Boston 'Rain Garden' Aims To Clean Polluted River

By Ibby Caputo

Dec. 5, 2011

BOSTON — The intersection of five busy streets in Dorchester seems like an unlikely place for a garden. But in Peabody Square near the Ashmont T station, if you look behind the clock tower, you’ll see what the City of Boston planted: a rain garden.

What was once a lawn in no-man’s-land is now a garden and a gravel trench. The garden is planted with native trees, shrubs and flowers in a ditch. Rainwater flows into this ditch and is absorbed into the ground, then taken up by the plants.
That is what makes this garden special. It’s a utilitarian use of space. It looks like a garden, but it is actually a storm water management system.
How nature manages rain

“Rain gardens are a really interesting, simple way to think about managing rain in an urban environment,” said Kate Bowditch, the director of projects at the Charles River Watershed Association, the nonprofit that consulted on the design of Boston’s first rain garden. “It’s really the way nature manages rain and we’re just replicating it in an urban environment.”
Rain gardens are designed to treat the first inch of rain, which carries the most pollutants.
When rainwater comes into the garden, it soaks down through the soil, Bowditch explained. An active microbial mix in the soil breaks down the pollutants and eats up the nutrients; the plants drink up a lot of the water and nutrients as well. The rest of the water then percolates through the soil into the groundwater.
Less storm runoff = cleaner rivers

The purpose of this green infrastructure technique is to reduce flooding and improve water quality. Both are problems created by what is called “gray” infrastructure: concrete, pipes and pavement.
“It’s hard to live in a city with no pavement and you can’t live in a city with no buildings,” said Bowditch. “But the buildings and the pavement have really cut off the water from the ground, so we have all this rainwater falling out of the sky, landing on all of these paved areas and rooftops, and where’s it going to go? It has to go somewhere.”
Bowditch said that most storm water currently drains into pipes and shoots straight out to local bodies of water such as the Charles River. This causes water quality problems and increases the risk of flooding.

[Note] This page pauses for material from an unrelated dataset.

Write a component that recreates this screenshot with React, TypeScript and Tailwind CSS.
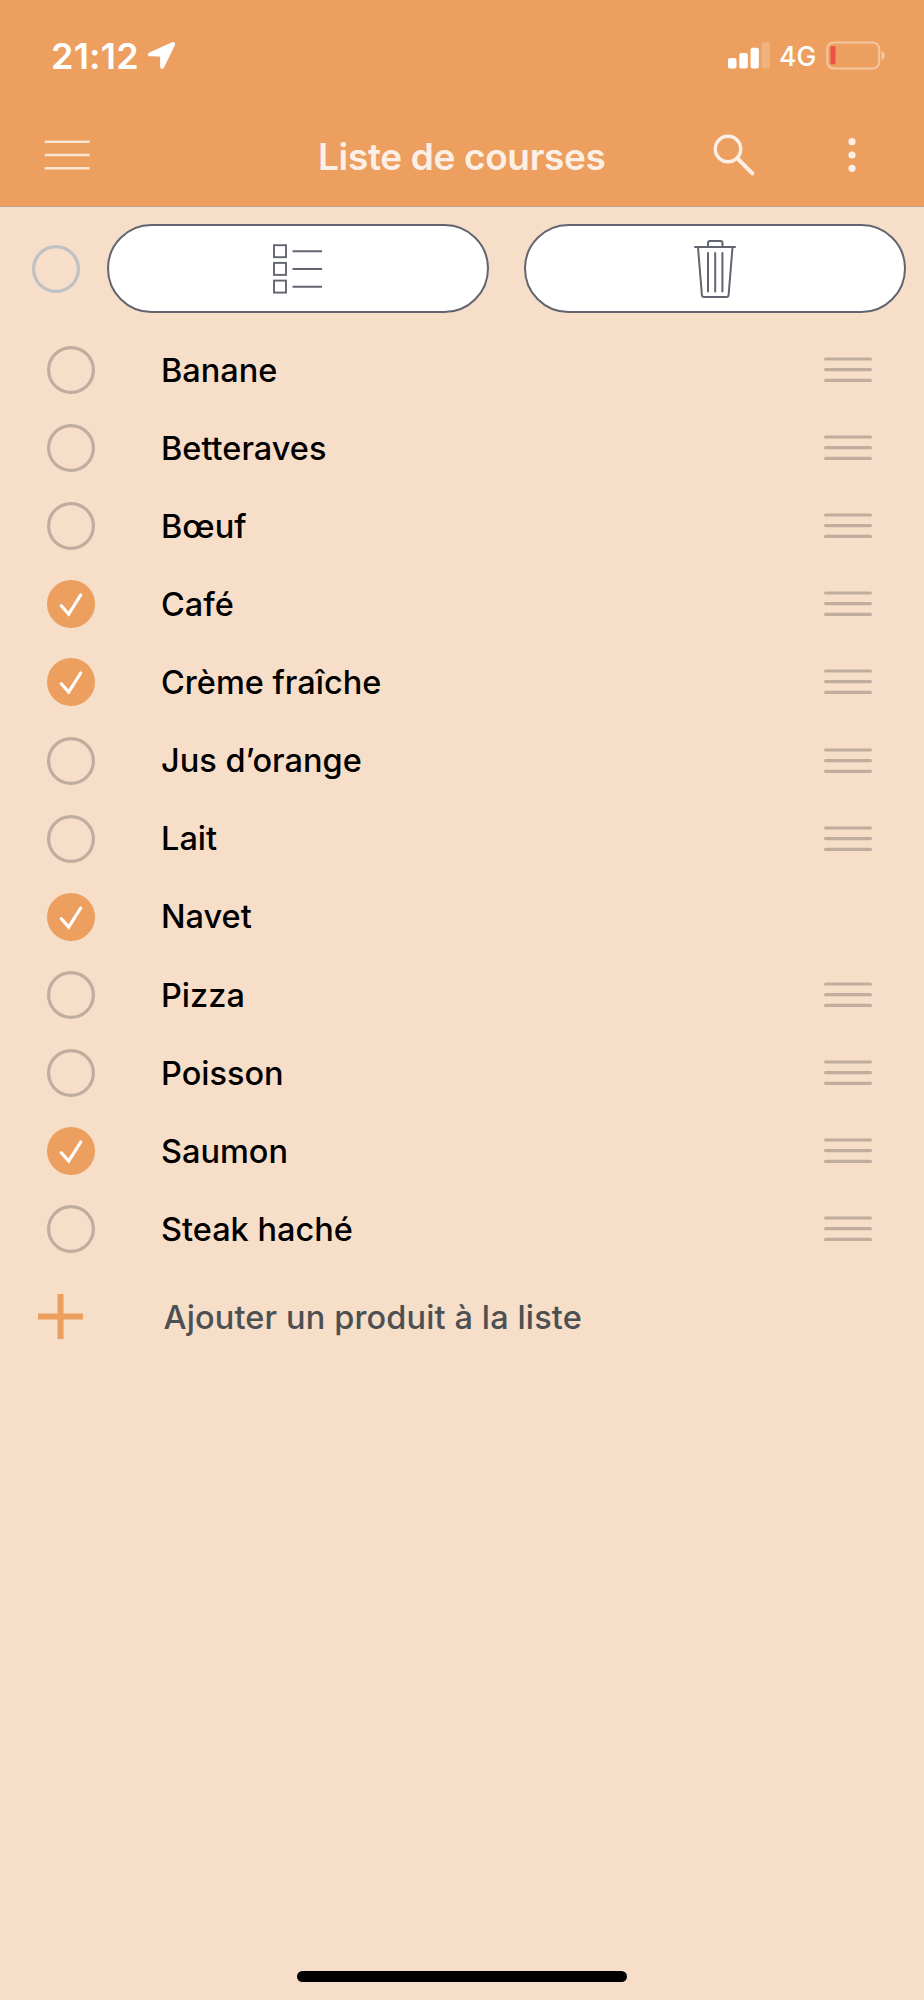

Rainwater runoff from Peabody Square drains into the Neponset River, which is on a list of polluted waters compiled by the Environmental Protection Agency.
The Peabody Square project is part of a larger initiative paid for by federal stimulus dollars to improve 15 intersections along Dorchester Avenue. While only a few of the reconfigured intersections will include rain gardens, the Peabody Square project was specifically designed to address water quality.
“There’s a lot of really, really interesting new techniques and technologies that are evolving that allow us to make the urban environment function much more like a natural environment, particularly in terms of water,” said Bowditch.
City officials said they hoped to learn from the Peabody Square pilot and include a green dimension in all future projects, including the redesign of Audubon Circle and Central Square in East Boston.